## Task statement
Read the entries below and pull out each line with the string "index".

## Given data
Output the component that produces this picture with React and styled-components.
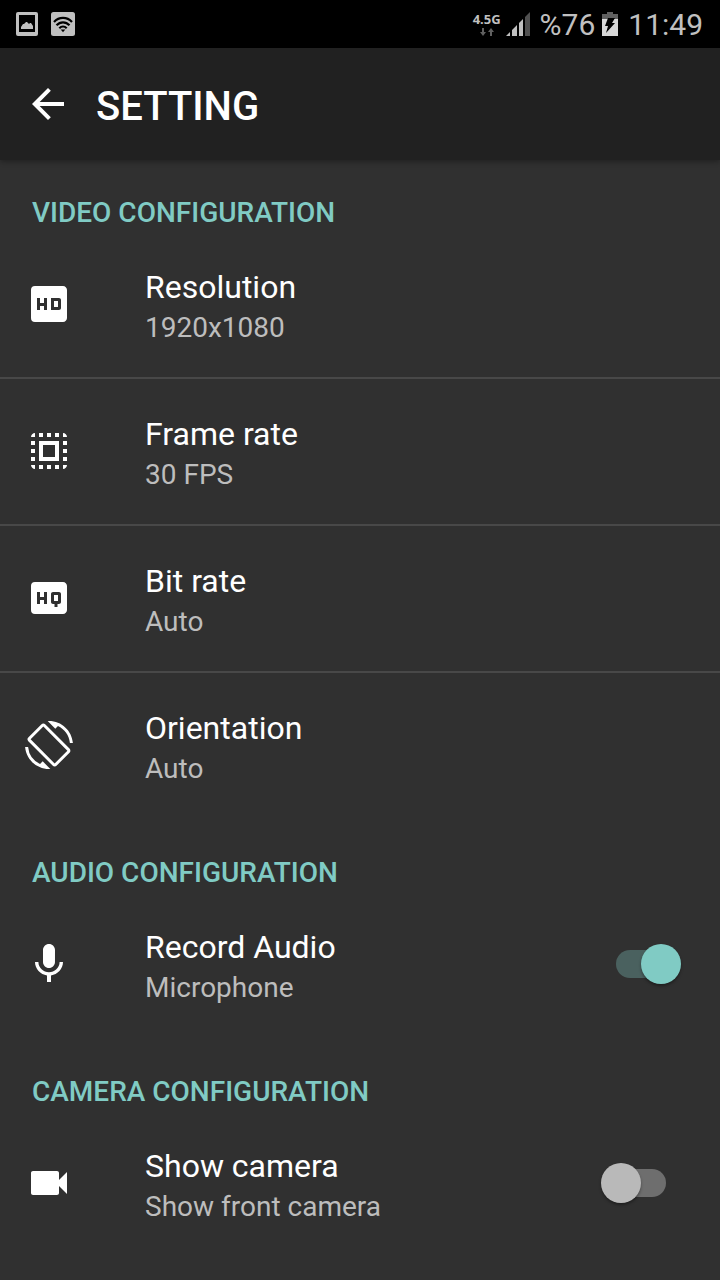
import React, { useState } from "react";
import styled, { createGlobalStyle } from "styled-components";
import {
  MdArrowBack,
  MdHd,
  MdHighQuality,
  MdMic,
  MdScreenRotation,
  MdSelectAll,
  MdVideocam,
} from "react-icons/md";

const GlobalStyle = createGlobalStyle`
  *, *::before, *::after { box-sizing: border-box; }
  body {
    margin: 0;
    background: #303030;
    color: #fff;
    font-family: Roboto, "Liberation Sans", sans-serif;
  }
`;

const Page = styled.div`
  min-height: 100vh;
  background: #303030;
`;

const StatusBar = styled.div`
  display: flex;
  align-items: center;
  justify-content: space-between;
  height: 48px;
  padding: 0 17px 0 16px;
  background: #000;
  color: #c0c0c0;
`;

const StatusGroup = styled.div`
  display: flex;
  align-items: center;
  gap: ${({ $gap }) => $gap}px;
  svg { display: block; }
`;

const Network = styled.div`
  display: flex;
  flex-direction: column;
  align-items: center;
  gap: 2px;
  margin-right: 5px;
  font: 700 13px/14px "Noto Sans", sans-serif;
`;

const StatusText = styled.span`
  padding-top: 2px;
  font-size: 30px;
  line-height: 46px;
`;

const AppBar = styled.header`
  position: relative;
  display: flex;
  align-items: center;
  gap: 24px;
  height: 112px;
  padding: 0 24px;
  background: #212121;
  box-shadow: 0 2px 5px rgba(0, 0, 0, 0.3);
`;

const BackButton = styled.button`
  display: flex;
  padding: 0;
  border: 0;
  background: none;
  color: inherit;
  cursor: pointer;
`;

const Title = styled.h1`
  margin: 0;
  padding-top: 6px;
  font-size: 40px;
  font-weight: 500;
  line-height: 48px;
`;

const SectionTitle = styled.h2`
  margin: 0;
  padding: 36px 32px 2px;
  color: #80cbc4;
  font-size: 28px;
  font-weight: 500;
  line-height: 34px;
`;

const List = styled.ul`
  margin: 0;
  padding: 0;
  list-style: none;
`;

const Item = styled.li`
  border-bottom: 2px solid #484848;
  &:last-child { border-color: transparent; }
`;

const Row = styled.label`
  display: flex;
  align-items: center;
  gap: 72px;
  width: 100%;
  height: 145px;
  padding: 0 39px 1px 25px;
  border: 0;
  background: none;
  color: inherit;
  font: inherit;
  text-align: left;
  cursor: pointer;
  svg { flex: none; }
`;

const RowText = styled.span`
  display: flex;
  flex: 1;
  flex-direction: column;
  padding-top: 8px;
`;

const Name = styled.span`
  font-size: 32px;
  line-height: 40px;
`;

const Value = styled.span`
  color: #bdbdbd;
  font-size: 28px;
  line-height: 42px;
`;

const Switch = styled.input`
  appearance: none;
  display: flex;
  align-items: center;
  flex: none;
  width: 80px;
  height: 40px;
  margin: 0;
  cursor: pointer;
  &::before {
    content: "";
    width: 50px;
    height: 28px;
    margin-left: 15px;
    border-radius: 14px;
    background: #6e6e6e;
  }
  &::after {
    content: "";
    width: 40px;
    height: 40px;
    margin-left: -65px;
    border-radius: 50%;
    background: #b9b9b9;
    box-shadow: 0 2px 3px rgba(0, 0, 0, 0.35);
  }
  &:checked::before { background: #4a615f; }
  &:checked::after {
    margin-left: -25px;
    background: #80cbc4;
  }
`;

function PictureIcon() {
  return (
    <svg width="22" height="24" viewBox="0 0 22 24" aria-hidden="true">
      <path fill="currentColor" fillRule="evenodd" d="M2 0h18a2 2 0 0 1 2 2v20a2 2 0 0 1-2 2H2a2 2 0 0 1-2-2V2a2 2 0 0 1 2-2zM3 3v17h16V3z" />
      <path fill="currentColor" d="M5 17v-2l2-3h1l2-2h1l2 2 1-1h1l2 3v3z" />
    </svg>
  );
}

function WifiIcon() {
  return (
    <svg width="24" height="24" viewBox="0 0 24 24" aria-hidden="true">
      <rect width="24" height="24" rx="2.5" fill="currentColor" />
      <g fill="none" stroke="#000" strokeWidth="2.2">
        <path d="M3 10c5-5.500 13-5.500 18 0" />
        <path d="M5.500 13.300c3.700-4 9.300-4 13 0" />
        <path d="M8.300 16.300c2.200-2.200 5.200-2.200 7.400 0" />
      </g>
      <path d="M9.700 17.500h4.600L12 20.200z" />
    </svg>
  );
}

function DataArrows() {
  return (
    <svg width="14" height="8" viewBox="0 0 14 8" fill="#606060" aria-hidden="true">
      <path d="M2 0h2v4h2L3 8 0 4h2zM10 8h2V4h2l-3-4-3 4h2z" />
    </svg>
  );
}

function SignalIcon() {
  return (
    <svg width="24" height="24" viewBox="0 0 24 24" aria-hidden="true">
      <path fill="currentColor" d="M0 24l4-4v4zM6 18l5-5v11H6zM13 11l4-4v17h-4z" />
      <path fill="#505050" d="M19 5l5-5v24h-5z" />
    </svg>
  );
}

function BatteryIcon() {
  return (
    <svg width="16" height="24" viewBox="0 0 16 24" aria-hidden="true">
      <path fill="#606060" d="M5 0h6v2h5v5H0V2h5z" />
      <path fill="#d8d8d8" d="M0 7h16v17H0z" />
      <path d="M6 6h7l-3 5h3L4 21l2-7H3z" />
    </svg>
  );
}

const videoSettings = [
  { icon: MdHd, name: "Resolution", value: "1920x1080" },
  { icon: MdSelectAll, name: "Frame rate", value: "30 FPS" },
  { icon: MdHighQuality, name: "Bit rate", value: "Auto" },
  { icon: MdScreenRotation, name: "Orientation", value: "Auto" },
];

function RowContent({ icon: Icon, name, value }) {
  return (
    <>
      <Icon size={48} aria-hidden="true" />
      <RowText>
        <Name>{name}</Name>
        <Value>{value}</Value>
      </RowText>
    </>
  );
}

function Setting(props) {
  return (
    <Item>
      <Row as="button" type="button">
        <RowContent {...props} />
      </Row>
    </Item>
  );
}

function ToggleSetting({ initial, ...props }) {
  const [on, setOn] = useState(initial);
  return (
    <Item>
      <Row>
        <RowContent {...props} />
        <Switch type="checkbox" role="switch" checked={on} onChange={(e) => setOn(e.target.checked)} />
      </Row>
    </Item>
  );
}

export default function App() {
  return (
    <Page>
      <GlobalStyle />
      <StatusBar>
        <StatusGroup $gap={13}>
          <PictureIcon />
          <WifiIcon />
        </StatusGroup>
        <StatusGroup $gap={0}>
          <Network>
            <span>4.5G</span>
            <DataArrows />
          </Network>
          <StatusGroup $gap={10}>
            <SignalIcon />
            <StatusGroup $gap={7}>
              <StatusText>%76</StatusText>
              <BatteryIcon />
            </StatusGroup>
            <StatusText>11:49</StatusText>
          </StatusGroup>
        </StatusGroup>
      </StatusBar>
      <AppBar>
        <BackButton type="button" aria-label="Back">
          <MdArrowBack size={48} />
        </BackButton>
        <Title>SETTING</Title>
      </AppBar>
      <main>
        <SectionTitle>VIDEO CONFIGURATION</SectionTitle>
        <List>
          {videoSettings.map((s) => (
            <Setting key={s.name} {...s} />
          ))}
        </List>
        <SectionTitle>AUDIO CONFIGURATION</SectionTitle>
        <List>
          <ToggleSetting icon={MdMic} name="Record Audio" value="Microphone" initial={true} />
        </List>
        <SectionTitle>CAMERA CONFIGURATION</SectionTitle>
        <List>
          <ToggleSetting icon={MdVideocam} name="Show camera" value="Show front camera" initial={false} />
        </List>
      </main>
    </Page>
  );
}
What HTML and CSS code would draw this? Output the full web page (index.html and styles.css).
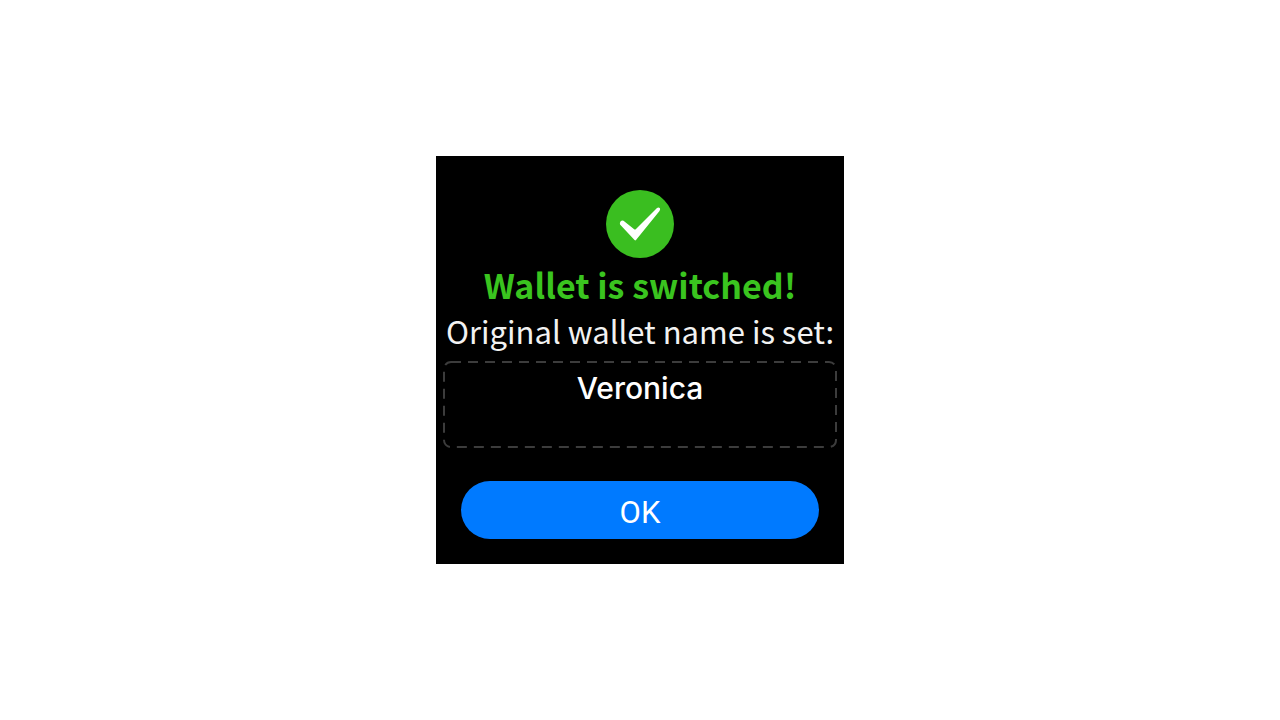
FILE: index.html
```html
<!DOCTYPE html>
<html lang="en">
<head>
    <meta charset="utf-8">
    <title>Wallet is switched</title>
    <link rel="stylesheet" href="styles.css">
</head>
<body>
    <main class="screen">
        <svg class="check-icon" viewBox="0 0 68 68" aria-hidden="true">
            <circle cx="34" cy="34" r="34" fill="#3abe20"/>
            <path d="M14 34.500 Q13.500 33 14.500 31.500 Q16 29.800 17.500 30.800 L28.500 39.500 Q29.200 39.800 30 39 L51 18 Q52.500 16.800 53.800 18 Q54.600 19 53.500 21 L30 50 Q29.300 50.800 28.500 50 Z" fill="#fff"/>
        </svg>
        <h1 class="title">Wallet is switched!</h1>
        <p class="message">Original wallet name is set:</p>
        <div class="name-box">
            <svg class="name-border" aria-hidden="true">
                <rect x="1" y="1" rx="7" ry="7"/>
            </svg>
            <span class="name">Veronica</span>
        </div>
        <button class="ok-button" type="button">OK</button>
    </main>
</body>
</html>
```

FILE: styles.css
```css
* {
    box-sizing: border-box;
}
body {
    margin: 0;
    min-height: 100vh;
    display: flex;
    align-items: center;
    justify-content: center;
    background-color: #fff;
    font-family: "Noto Sans CJK SC", sans-serif;
}
.screen {
    width: 100%;
    max-width: 408px;
    padding: 34px 7px 25px;
    display: flex;
    flex-direction: column;
    align-items: center;
    background-color: #000;
    color: #fff;
    text-align: center;
}
.check-icon {
    width: 68px;
    height: 68px;
}
.title {
    margin: 4px 0 0;
    font-size: 34px;
    line-height: 46px;
    font-weight: bold;
    color: #3ac41f;
}
.message {
    margin: 0;
    font-size: 31px;
    line-height: 46px;
    color: #f2f2f2;
    white-space: nowrap;
}
.name-box {
    position: relative;
    width: 100%;
    height: 87px;
    margin-top: 7px;
    padding-top: 9px;
}
.name-border {
    position: absolute;
    top: 0;
    left: 0;
    width: 100%;
    height: 100%;
}
/* dashed outline, 10px dash and 7px gap */
.name-border rect {
    width: calc(100% - 2px);
    height: calc(100% - 2px);
    fill: none;
    stroke: #3c3c3c;
    stroke-width: 2px;
    stroke-dasharray: 10 7;
}
.name {
    font-family: Inter, sans-serif;
    font-size: 30px;
    line-height: 36px;
    font-weight: 500;
}
.ok-button {
    align-self: stretch;
    height: 58px;
    margin: 33px 18px 0;
    padding: 4px 0 0;
    border: none;
    border-radius: 29px;
    background-color: #007aff;
    color: #fff;
    font-family: Roboto, Arial, sans-serif;
    font-size: 31px;
    cursor: pointer;
}
```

## The response
What HTML and CSS code would draw this? Output the full web page (index.html and styles.css).
FILE: index.html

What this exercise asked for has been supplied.